### Objective
Copy the data exactly as it appears, and do not include any pictures.

### Records shown
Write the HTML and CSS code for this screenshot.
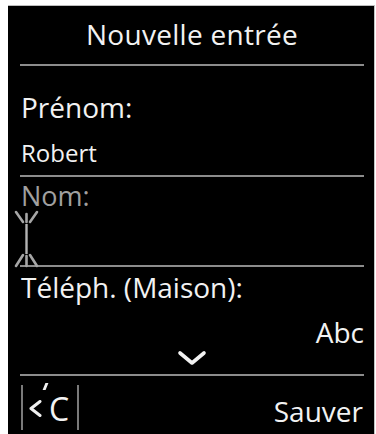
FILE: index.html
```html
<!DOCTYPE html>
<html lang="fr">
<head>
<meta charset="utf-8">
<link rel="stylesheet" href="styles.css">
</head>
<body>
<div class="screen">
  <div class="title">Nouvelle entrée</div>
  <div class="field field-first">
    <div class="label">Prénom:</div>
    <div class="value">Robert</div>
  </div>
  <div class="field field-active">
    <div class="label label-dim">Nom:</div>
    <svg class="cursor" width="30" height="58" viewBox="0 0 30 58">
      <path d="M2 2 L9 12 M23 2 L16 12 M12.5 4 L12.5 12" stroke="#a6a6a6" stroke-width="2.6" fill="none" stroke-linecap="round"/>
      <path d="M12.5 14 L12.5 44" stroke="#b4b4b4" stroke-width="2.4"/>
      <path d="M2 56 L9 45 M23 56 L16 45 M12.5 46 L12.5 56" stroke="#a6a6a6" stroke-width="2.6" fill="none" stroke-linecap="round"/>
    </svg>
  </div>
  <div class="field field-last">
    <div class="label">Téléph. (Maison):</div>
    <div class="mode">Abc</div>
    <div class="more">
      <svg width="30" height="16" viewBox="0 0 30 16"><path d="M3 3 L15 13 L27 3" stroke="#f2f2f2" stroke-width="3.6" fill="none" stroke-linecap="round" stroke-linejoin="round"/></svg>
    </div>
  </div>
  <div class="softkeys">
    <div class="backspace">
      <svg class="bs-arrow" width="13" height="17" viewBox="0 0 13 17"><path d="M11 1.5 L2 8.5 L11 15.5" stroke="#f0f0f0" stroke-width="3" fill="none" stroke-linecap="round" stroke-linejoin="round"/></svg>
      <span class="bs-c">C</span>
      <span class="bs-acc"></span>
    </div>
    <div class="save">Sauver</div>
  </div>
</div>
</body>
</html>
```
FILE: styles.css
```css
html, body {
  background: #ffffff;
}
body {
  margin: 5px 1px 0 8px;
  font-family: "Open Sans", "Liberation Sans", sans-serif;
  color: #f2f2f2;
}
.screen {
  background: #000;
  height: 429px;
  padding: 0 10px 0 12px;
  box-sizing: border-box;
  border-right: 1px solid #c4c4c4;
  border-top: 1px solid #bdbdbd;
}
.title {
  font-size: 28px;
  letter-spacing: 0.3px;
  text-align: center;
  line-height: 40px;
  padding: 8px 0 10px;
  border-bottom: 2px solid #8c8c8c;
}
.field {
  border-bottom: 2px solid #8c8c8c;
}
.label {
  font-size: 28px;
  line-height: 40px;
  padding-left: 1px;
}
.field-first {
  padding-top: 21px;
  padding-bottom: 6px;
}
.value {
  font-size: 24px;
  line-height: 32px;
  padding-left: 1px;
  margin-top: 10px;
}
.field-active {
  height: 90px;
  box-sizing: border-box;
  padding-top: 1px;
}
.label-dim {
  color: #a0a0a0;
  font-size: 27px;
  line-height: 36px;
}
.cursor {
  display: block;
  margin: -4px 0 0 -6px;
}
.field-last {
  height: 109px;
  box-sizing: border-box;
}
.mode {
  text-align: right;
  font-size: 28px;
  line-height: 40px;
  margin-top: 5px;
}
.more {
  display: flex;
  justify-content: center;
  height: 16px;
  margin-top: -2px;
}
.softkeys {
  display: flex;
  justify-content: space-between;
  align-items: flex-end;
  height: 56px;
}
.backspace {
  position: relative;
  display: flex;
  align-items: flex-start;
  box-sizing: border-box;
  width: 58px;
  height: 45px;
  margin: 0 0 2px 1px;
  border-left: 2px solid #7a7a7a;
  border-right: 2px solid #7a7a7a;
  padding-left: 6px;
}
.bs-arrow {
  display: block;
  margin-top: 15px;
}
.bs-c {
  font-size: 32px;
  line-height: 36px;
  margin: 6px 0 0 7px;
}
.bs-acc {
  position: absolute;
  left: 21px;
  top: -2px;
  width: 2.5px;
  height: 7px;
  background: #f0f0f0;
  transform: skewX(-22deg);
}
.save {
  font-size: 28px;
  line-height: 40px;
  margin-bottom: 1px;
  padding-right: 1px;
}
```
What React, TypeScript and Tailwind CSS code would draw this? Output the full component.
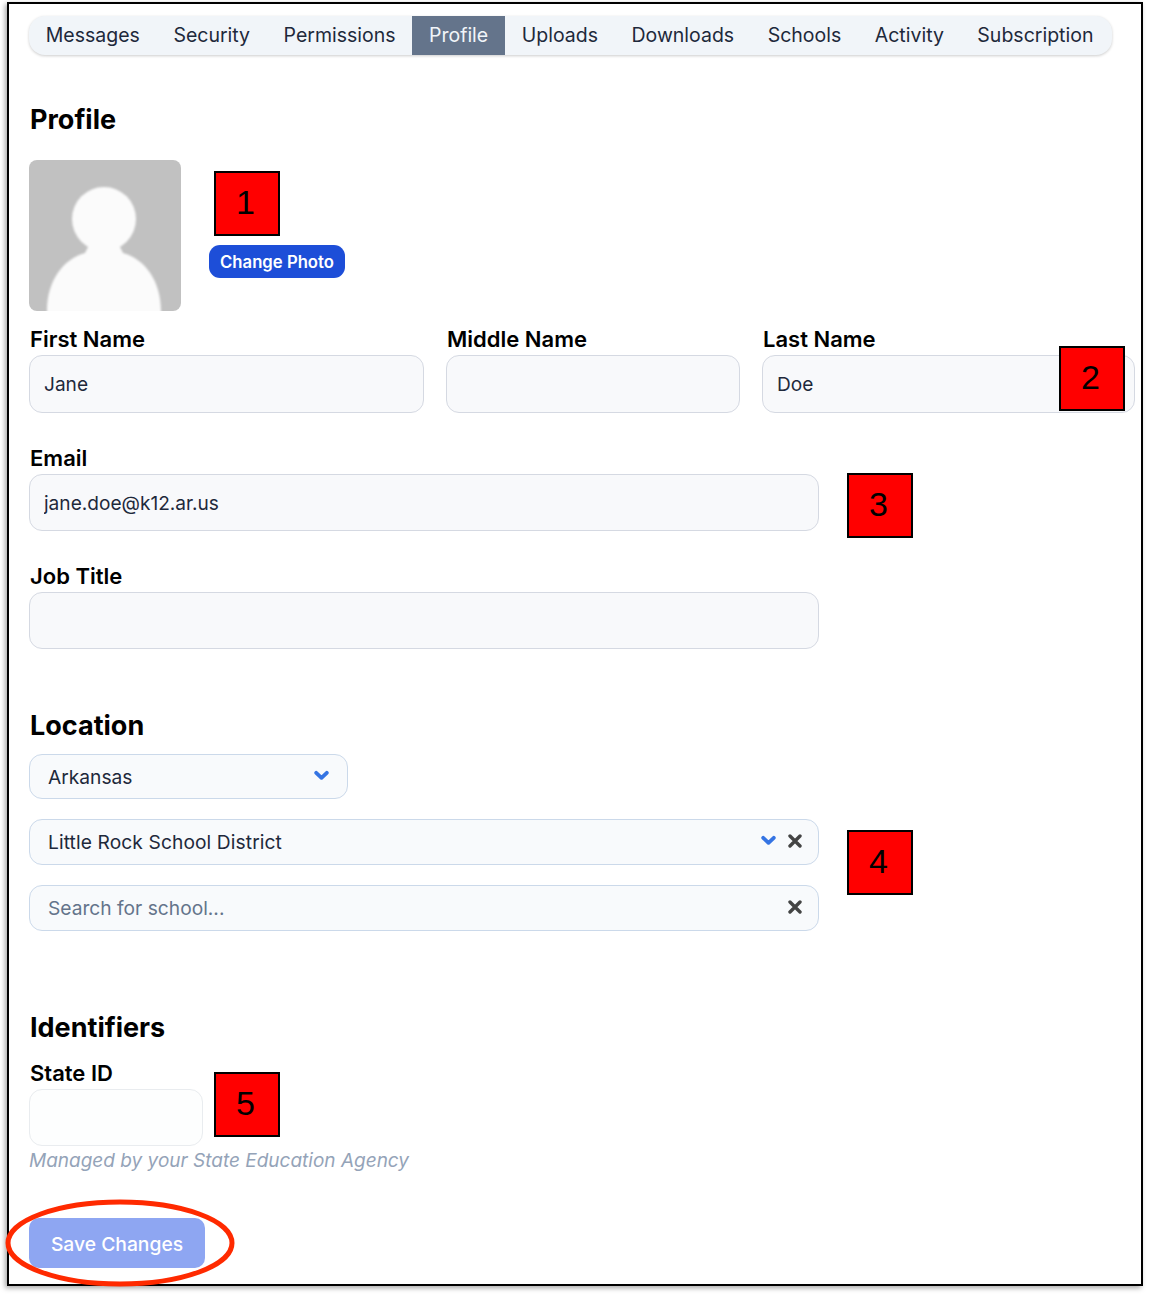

### Exercise result
Write the HTML and CSS code for this screenshot.
FILE: index.html
```html
<!DOCTYPE html>
<html lang="fr">
<head>
<meta charset="utf-8">
<link rel="stylesheet" href="styles.css">
</head>
<body>
<div class="screen">
  <div class="title">Nouvelle entrée</div>
  <div class="field field-first">
    <div class="label">Prénom:</div>
    <div class="value">Robert</div>
  </div>
  <div class="field field-active">
    <div class="label label-dim">Nom:</div>
    <svg class="cursor" width="30" height="58" viewBox="0 0 30 58">
      <path d="M2 2 L9 12 M23 2 L16 12 M12.5 4 L12.5 12" stroke="#a6a6a6" stroke-width="2.6" fill="none" stroke-linecap="round"/>
      <path d="M12.5 14 L12.5 44" stroke="#b4b4b4" stroke-width="2.4"/>
      <path d="M2 56 L9 45 M23 56 L16 45 M12.5 46 L12.5 56" stroke="#a6a6a6" stroke-width="2.6" fill="none" stroke-linecap="round"/>
    </svg>
  </div>
  <div class="field field-last">
    <div class="label">Téléph. (Maison):</div>
    <div class="mode">Abc</div>
    <div class="more">
      <svg width="30" height="16" viewBox="0 0 30 16"><path d="M3 3 L15 13 L27 3" stroke="#f2f2f2" stroke-width="3.6" fill="none" stroke-linecap="round" stroke-linejoin="round"/></svg>
    </div>
  </div>
  <div class="softkeys">
    <div class="backspace">
      <svg class="bs-arrow" width="13" height="17" viewBox="0 0 13 17"><path d="M11 1.5 L2 8.5 L11 15.5" stroke="#f0f0f0" stroke-width="3" fill="none" stroke-linecap="round" stroke-linejoin="round"/></svg>
      <span class="bs-c">C</span>
      <span class="bs-acc"></span>
    </div>
    <div class="save">Sauver</div>
  </div>
</div>
</body>
</html>
```
FILE: styles.css
```css
html, body {
  background: #ffffff;
}
body {
  margin: 5px 1px 0 8px;
  font-family: "Open Sans", "Liberation Sans", sans-serif;
  color: #f2f2f2;
}
.screen {
  background: #000;
  height: 429px;
  padding: 0 10px 0 12px;
  box-sizing: border-box;
  border-right: 1px solid #c4c4c4;
  border-top: 1px solid #bdbdbd;
}
.title {
  font-size: 28px;
  letter-spacing: 0.3px;
  text-align: center;
  line-height: 40px;
  padding: 8px 0 10px;
  border-bottom: 2px solid #8c8c8c;
}
.field {
  border-bottom: 2px solid #8c8c8c;
}
.label {
  font-size: 28px;
  line-height: 40px;
  padding-left: 1px;
}
.field-first {
  padding-top: 21px;
  padding-bottom: 6px;
}
.value {
  font-size: 24px;
  line-height: 32px;
  padding-left: 1px;
  margin-top: 10px;
}
.field-active {
  height: 90px;
  box-sizing: border-box;
  padding-top: 1px;
}
.label-dim {
  color: #a0a0a0;
  font-size: 27px;
  line-height: 36px;
}
.cursor {
  display: block;
  margin: -4px 0 0 -6px;
}
.field-last {
  height: 109px;
  box-sizing: border-box;
}
.mode {
  text-align: right;
  font-size: 28px;
  line-height: 40px;
  margin-top: 5px;
}
.more {
  display: flex;
  justify-content: center;
  height: 16px;
  margin-top: -2px;
}
.softkeys {
  display: flex;
  justify-content: space-between;
  align-items: flex-end;
  height: 56px;
}
.backspace {
  position: relative;
  display: flex;
  align-items: flex-start;
  box-sizing: border-box;
  width: 58px;
  height: 45px;
  margin: 0 0 2px 1px;
  border-left: 2px solid #7a7a7a;
  border-right: 2px solid #7a7a7a;
  padding-left: 6px;
}
.bs-arrow {
  display: block;
  margin-top: 15px;
}
.bs-c {
  font-size: 32px;
  line-height: 36px;
  margin: 6px 0 0 7px;
}
.bs-acc {
  position: absolute;
  left: 21px;
  top: -2px;
  width: 2.5px;
  height: 7px;
  background: #f0f0f0;
  transform: skewX(-22deg);
}
.save {
  font-size: 28px;
  line-height: 40px;
  margin-bottom: 1px;
  padding-right: 1px;
}
```
What React, TypeScript and Tailwind CSS code would draw this? Output the full component.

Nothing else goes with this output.